::: STORED DATA :::

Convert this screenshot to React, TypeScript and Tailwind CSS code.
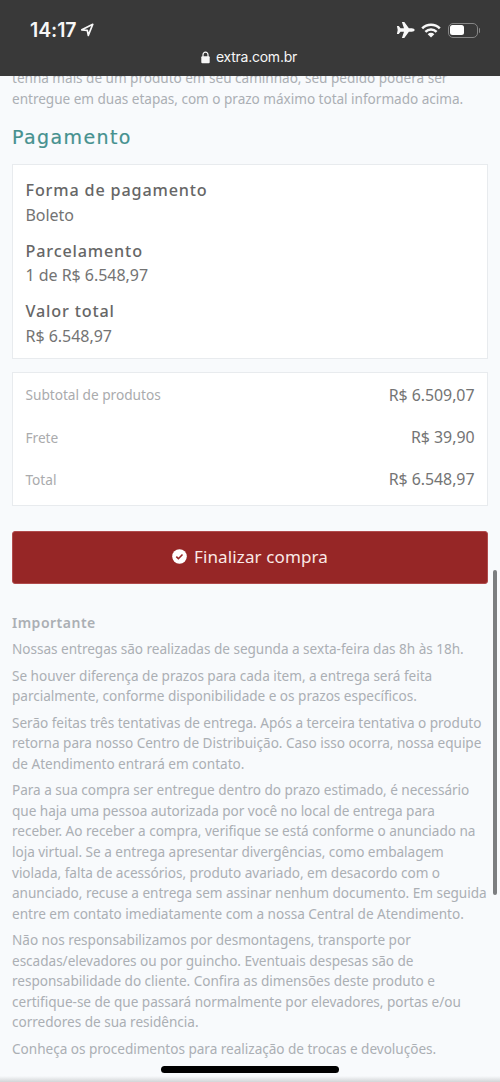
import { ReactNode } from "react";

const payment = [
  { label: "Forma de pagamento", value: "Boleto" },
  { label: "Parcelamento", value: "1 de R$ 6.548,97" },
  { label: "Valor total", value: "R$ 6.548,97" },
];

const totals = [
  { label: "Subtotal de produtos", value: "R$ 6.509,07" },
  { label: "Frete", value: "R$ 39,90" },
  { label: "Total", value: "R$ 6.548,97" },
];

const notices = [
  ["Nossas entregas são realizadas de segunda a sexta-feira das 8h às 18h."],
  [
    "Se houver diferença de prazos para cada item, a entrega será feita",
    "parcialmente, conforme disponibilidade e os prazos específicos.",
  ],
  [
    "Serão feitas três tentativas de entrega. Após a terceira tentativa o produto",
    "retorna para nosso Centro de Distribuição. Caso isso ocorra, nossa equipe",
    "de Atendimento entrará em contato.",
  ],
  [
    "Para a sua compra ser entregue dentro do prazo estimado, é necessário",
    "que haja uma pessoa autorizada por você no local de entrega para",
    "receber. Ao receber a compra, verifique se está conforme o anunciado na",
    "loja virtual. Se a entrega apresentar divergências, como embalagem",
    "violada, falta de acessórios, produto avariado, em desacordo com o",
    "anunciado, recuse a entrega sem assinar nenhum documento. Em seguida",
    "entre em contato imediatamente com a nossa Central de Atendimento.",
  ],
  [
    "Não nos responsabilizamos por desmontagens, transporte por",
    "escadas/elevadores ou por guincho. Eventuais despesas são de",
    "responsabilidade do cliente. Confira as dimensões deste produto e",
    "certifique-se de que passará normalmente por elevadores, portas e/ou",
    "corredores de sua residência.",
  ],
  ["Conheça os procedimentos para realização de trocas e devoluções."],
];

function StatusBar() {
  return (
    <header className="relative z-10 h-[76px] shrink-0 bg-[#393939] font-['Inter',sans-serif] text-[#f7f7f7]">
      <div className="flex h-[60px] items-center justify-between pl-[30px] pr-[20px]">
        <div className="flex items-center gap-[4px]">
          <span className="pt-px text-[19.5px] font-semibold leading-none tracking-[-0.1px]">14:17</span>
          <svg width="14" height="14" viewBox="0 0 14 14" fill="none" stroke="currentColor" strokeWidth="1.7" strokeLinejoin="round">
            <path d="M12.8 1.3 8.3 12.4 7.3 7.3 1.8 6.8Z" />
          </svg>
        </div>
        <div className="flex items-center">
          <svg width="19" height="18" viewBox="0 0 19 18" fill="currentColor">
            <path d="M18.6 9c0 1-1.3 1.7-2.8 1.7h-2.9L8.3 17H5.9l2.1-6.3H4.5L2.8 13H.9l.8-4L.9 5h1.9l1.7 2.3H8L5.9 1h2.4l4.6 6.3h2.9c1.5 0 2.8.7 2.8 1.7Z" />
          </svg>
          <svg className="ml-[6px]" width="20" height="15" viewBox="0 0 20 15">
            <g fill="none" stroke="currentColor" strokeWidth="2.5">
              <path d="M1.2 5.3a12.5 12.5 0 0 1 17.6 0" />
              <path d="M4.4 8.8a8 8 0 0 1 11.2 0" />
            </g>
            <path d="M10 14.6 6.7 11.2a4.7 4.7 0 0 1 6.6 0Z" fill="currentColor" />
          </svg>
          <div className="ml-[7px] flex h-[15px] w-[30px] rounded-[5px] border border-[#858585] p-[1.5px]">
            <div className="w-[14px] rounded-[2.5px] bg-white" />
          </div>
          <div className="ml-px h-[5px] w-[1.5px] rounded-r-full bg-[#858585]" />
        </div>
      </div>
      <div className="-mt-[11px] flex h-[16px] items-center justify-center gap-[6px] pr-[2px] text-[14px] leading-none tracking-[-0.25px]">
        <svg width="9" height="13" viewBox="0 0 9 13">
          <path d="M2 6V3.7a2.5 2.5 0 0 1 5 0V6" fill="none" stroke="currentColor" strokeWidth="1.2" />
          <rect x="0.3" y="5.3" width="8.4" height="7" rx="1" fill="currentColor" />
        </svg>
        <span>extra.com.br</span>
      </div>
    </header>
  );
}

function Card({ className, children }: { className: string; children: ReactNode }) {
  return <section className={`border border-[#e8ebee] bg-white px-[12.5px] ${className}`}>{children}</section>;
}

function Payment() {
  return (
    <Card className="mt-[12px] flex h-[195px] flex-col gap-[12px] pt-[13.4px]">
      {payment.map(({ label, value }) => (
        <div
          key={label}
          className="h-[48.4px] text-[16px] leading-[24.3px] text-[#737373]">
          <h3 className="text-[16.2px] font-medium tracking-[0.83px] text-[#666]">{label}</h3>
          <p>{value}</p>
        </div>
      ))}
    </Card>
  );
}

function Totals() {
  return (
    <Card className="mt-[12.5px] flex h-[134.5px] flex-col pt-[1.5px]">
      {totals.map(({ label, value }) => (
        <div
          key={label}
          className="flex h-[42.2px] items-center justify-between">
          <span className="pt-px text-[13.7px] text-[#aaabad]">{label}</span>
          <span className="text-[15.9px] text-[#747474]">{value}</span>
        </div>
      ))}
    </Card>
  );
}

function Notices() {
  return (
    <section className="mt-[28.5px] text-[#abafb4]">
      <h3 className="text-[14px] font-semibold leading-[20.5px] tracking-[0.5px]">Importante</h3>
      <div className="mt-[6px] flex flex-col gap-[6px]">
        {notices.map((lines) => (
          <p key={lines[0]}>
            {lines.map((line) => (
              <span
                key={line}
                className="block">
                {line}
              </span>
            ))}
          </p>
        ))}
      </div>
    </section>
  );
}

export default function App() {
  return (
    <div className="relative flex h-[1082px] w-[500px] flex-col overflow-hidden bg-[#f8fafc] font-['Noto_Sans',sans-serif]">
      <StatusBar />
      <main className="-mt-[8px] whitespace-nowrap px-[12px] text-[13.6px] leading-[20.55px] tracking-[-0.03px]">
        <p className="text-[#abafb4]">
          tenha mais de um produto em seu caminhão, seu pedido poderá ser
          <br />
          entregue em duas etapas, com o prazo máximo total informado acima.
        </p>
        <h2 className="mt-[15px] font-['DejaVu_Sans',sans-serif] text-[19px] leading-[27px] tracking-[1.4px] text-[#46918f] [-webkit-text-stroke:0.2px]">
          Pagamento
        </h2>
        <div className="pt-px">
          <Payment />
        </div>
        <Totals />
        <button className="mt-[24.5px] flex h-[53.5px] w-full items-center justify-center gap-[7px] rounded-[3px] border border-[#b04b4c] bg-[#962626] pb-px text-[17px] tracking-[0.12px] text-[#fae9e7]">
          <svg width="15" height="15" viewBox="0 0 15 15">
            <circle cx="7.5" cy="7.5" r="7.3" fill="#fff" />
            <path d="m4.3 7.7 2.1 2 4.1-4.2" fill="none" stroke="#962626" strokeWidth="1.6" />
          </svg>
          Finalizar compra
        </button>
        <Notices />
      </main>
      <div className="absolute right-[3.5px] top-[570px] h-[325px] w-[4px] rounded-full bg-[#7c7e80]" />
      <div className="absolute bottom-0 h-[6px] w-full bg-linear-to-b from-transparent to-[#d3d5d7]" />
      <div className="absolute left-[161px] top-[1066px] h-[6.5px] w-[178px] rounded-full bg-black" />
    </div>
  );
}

:::

# PROBLEM:
Every line of the data should be copied as it stands, without the images.

# COMPLETED TASK:
Convert this screenshot to React, TypeScript and Tailwind CSS code.
import { ReactNode } from "react";

const payment = [
  { label: "Forma de pagamento", value: "Boleto" },
  { label: "Parcelamento", value: "1 de R$ 6.548,97" },
  { label: "Valor total", value: "R$ 6.548,97" },
];

const totals = [
  { label: "Subtotal de produtos", value: "R$ 6.509,07" },
  { label: "Frete", value: "R$ 39,90" },
  { label: "Total", value: "R$ 6.548,97" },
];

const notices = [
  ["Nossas entregas são realizadas de segunda a sexta-feira das 8h às 18h."],
  [
    "Se houver diferença de prazos para cada item, a entrega será feita",
    "parcialmente, conforme disponibilidade e os prazos específicos.",
  ],
  [
    "Serão feitas três tentativas de entrega. Após a terceira tentativa o produto",
    "retorna para nosso Centro de Distribuição. Caso isso ocorra, nossa equipe",
    "de Atendimento entrará em contato.",
  ],
  [
    "Para a sua compra ser entregue dentro do prazo estimado, é necessário",
    "que haja uma pessoa autorizada por você no local de entrega para",
    "receber. Ao receber a compra, verifique se está conforme o anunciado na",
    "loja virtual. Se a entrega apresentar divergências, como embalagem",
    "violada, falta de acessórios, produto avariado, em desacordo com o",
    "anunciado, recuse a entrega sem assinar nenhum documento. Em seguida",
    "entre em contato imediatamente com a nossa Central de Atendimento.",
  ],
  [
    "Não nos responsabilizamos por desmontagens, transporte por",
    "escadas/elevadores ou por guincho. Eventuais despesas são de",
    "responsabilidade do cliente. Confira as dimensões deste produto e",
    "certifique-se de que passará normalmente por elevadores, portas e/ou",
    "corredores de sua residência.",
  ],
  ["Conheça os procedimentos para realização de trocas e devoluções."],
];

function StatusBar() {
  return (
    <header className="relative z-10 h-[76px] shrink-0 bg-[#393939] font-['Inter',sans-serif] text-[#f7f7f7]">
      <div className="flex h-[60px] items-center justify-between pl-[30px] pr-[20px]">
        <div className="flex items-center gap-[4px]">
          <span className="pt-px text-[19.5px] font-semibold leading-none tracking-[-0.1px]">14:17</span>
          <svg width="14" height="14" viewBox="0 0 14 14" fill="none" stroke="currentColor" strokeWidth="1.7" strokeLinejoin="round">
            <path d="M12.8 1.3 8.3 12.4 7.3 7.3 1.8 6.8Z" />
          </svg>
        </div>
        <div className="flex items-center">
          <svg width="19" height="18" viewBox="0 0 19 18" fill="currentColor">
            <path d="M18.6 9c0 1-1.3 1.7-2.8 1.7h-2.9L8.3 17H5.9l2.1-6.3H4.5L2.8 13H.9l.8-4L.9 5h1.9l1.7 2.3H8L5.9 1h2.4l4.6 6.3h2.9c1.5 0 2.8.7 2.8 1.7Z" />
          </svg>
          <svg className="ml-[6px]" width="20" height="15" viewBox="0 0 20 15">
            <g fill="none" stroke="currentColor" strokeWidth="2.5">
              <path d="M1.2 5.3a12.5 12.5 0 0 1 17.6 0" />
              <path d="M4.4 8.8a8 8 0 0 1 11.2 0" />
            </g>
            <path d="M10 14.6 6.7 11.2a4.7 4.7 0 0 1 6.6 0Z" fill="currentColor" />
          </svg>
          <div className="ml-[7px] flex h-[15px] w-[30px] rounded-[5px] border border-[#858585] p-[1.5px]">
            <div className="w-[14px] rounded-[2.5px] bg-white" />
          </div>
          <div className="ml-px h-[5px] w-[1.5px] rounded-r-full bg-[#858585]" />
        </div>
      </div>
      <div className="-mt-[11px] flex h-[16px] items-center justify-center gap-[6px] pr-[2px] text-[14px] leading-none tracking-[-0.25px]">
        <svg width="9" height="13" viewBox="0 0 9 13">
          <path d="M2 6V3.7a2.5 2.5 0 0 1 5 0V6" fill="none" stroke="currentColor" strokeWidth="1.2" />
          <rect x="0.3" y="5.3" width="8.4" height="7" rx="1" fill="currentColor" />
        </svg>
        <span>extra.com.br</span>
      </div>
    </header>
  );
}

function Card({ className, children }: { className: string; children: ReactNode }) {
  return <section className={`border border-[#e8ebee] bg-white px-[12.5px] ${className}`}>{children}</section>;
}

function Payment() {
  return (
    <Card className="mt-[12px] flex h-[195px] flex-col gap-[12px] pt-[13.4px]">
      {payment.map(({ label, value }) => (
        <div
          key={label}
          className="h-[48.4px] text-[16px] leading-[24.3px] text-[#737373]">
          <h3 className="text-[16.2px] font-medium tracking-[0.83px] text-[#666]">{label}</h3>
          <p>{value}</p>
        </div>
      ))}
    </Card>
  );
}

function Totals() {
  return (
    <Card className="mt-[12.5px] flex h-[134.5px] flex-col pt-[1.5px]">
      {totals.map(({ label, value }) => (
        <div
          key={label}
          className="flex h-[42.2px] items-center justify-between">
          <span className="pt-px text-[13.7px] text-[#aaabad]">{label}</span>
          <span className="text-[15.9px] text-[#747474]">{value}</span>
        </div>
      ))}
    </Card>
  );
}

function Notices() {
  return (
    <section className="mt-[28.5px] text-[#abafb4]">
      <h3 className="text-[14px] font-semibold leading-[20.5px] tracking-[0.5px]">Importante</h3>
      <div className="mt-[6px] flex flex-col gap-[6px]">
        {notices.map((lines) => (
          <p key={lines[0]}>
            {lines.map((line) => (
              <span
                key={line}
                className="block">
                {line}
              </span>
            ))}
          </p>
        ))}
      </div>
    </section>
  );
}

export default function App() {
  return (
    <div className="relative flex h-[1082px] w-[500px] flex-col overflow-hidden bg-[#f8fafc] font-['Noto_Sans',sans-serif]">
      <StatusBar />
      <main className="-mt-[8px] whitespace-nowrap px-[12px] text-[13.6px] leading-[20.55px] tracking-[-0.03px]">
        <p className="text-[#abafb4]">
          tenha mais de um produto em seu caminhão, seu pedido poderá ser
          <br />
          entregue em duas etapas, com o prazo máximo total informado acima.
        </p>
        <h2 className="mt-[15px] font-['DejaVu_Sans',sans-serif] text-[19px] leading-[27px] tracking-[1.4px] text-[#46918f] [-webkit-text-stroke:0.2px]">
          Pagamento
        </h2>
        <div className="pt-px">
          <Payment />
        </div>
        <Totals />
        <button className="mt-[24.5px] flex h-[53.5px] w-full items-center justify-center gap-[7px] rounded-[3px] border border-[#b04b4c] bg-[#962626] pb-px text-[17px] tracking-[0.12px] text-[#fae9e7]">
          <svg width="15" height="15" viewBox="0 0 15 15">
            <circle cx="7.5" cy="7.5" r="7.3" fill="#fff" />
            <path d="m4.3 7.7 2.1 2 4.1-4.2" fill="none" stroke="#962626" strokeWidth="1.6" />
          </svg>
          Finalizar compra
        </button>
        <Notices />
      </main>
      <div className="absolute right-[3.5px] top-[570px] h-[325px] w-[4px] rounded-full bg-[#7c7e80]" />
      <div className="absolute bottom-0 h-[6px] w-full bg-linear-to-b from-transparent to-[#d3d5d7]" />
      <div className="absolute left-[161px] top-[1066px] h-[6.5px] w-[178px] rounded-full bg-black" />
    </div>
  );
}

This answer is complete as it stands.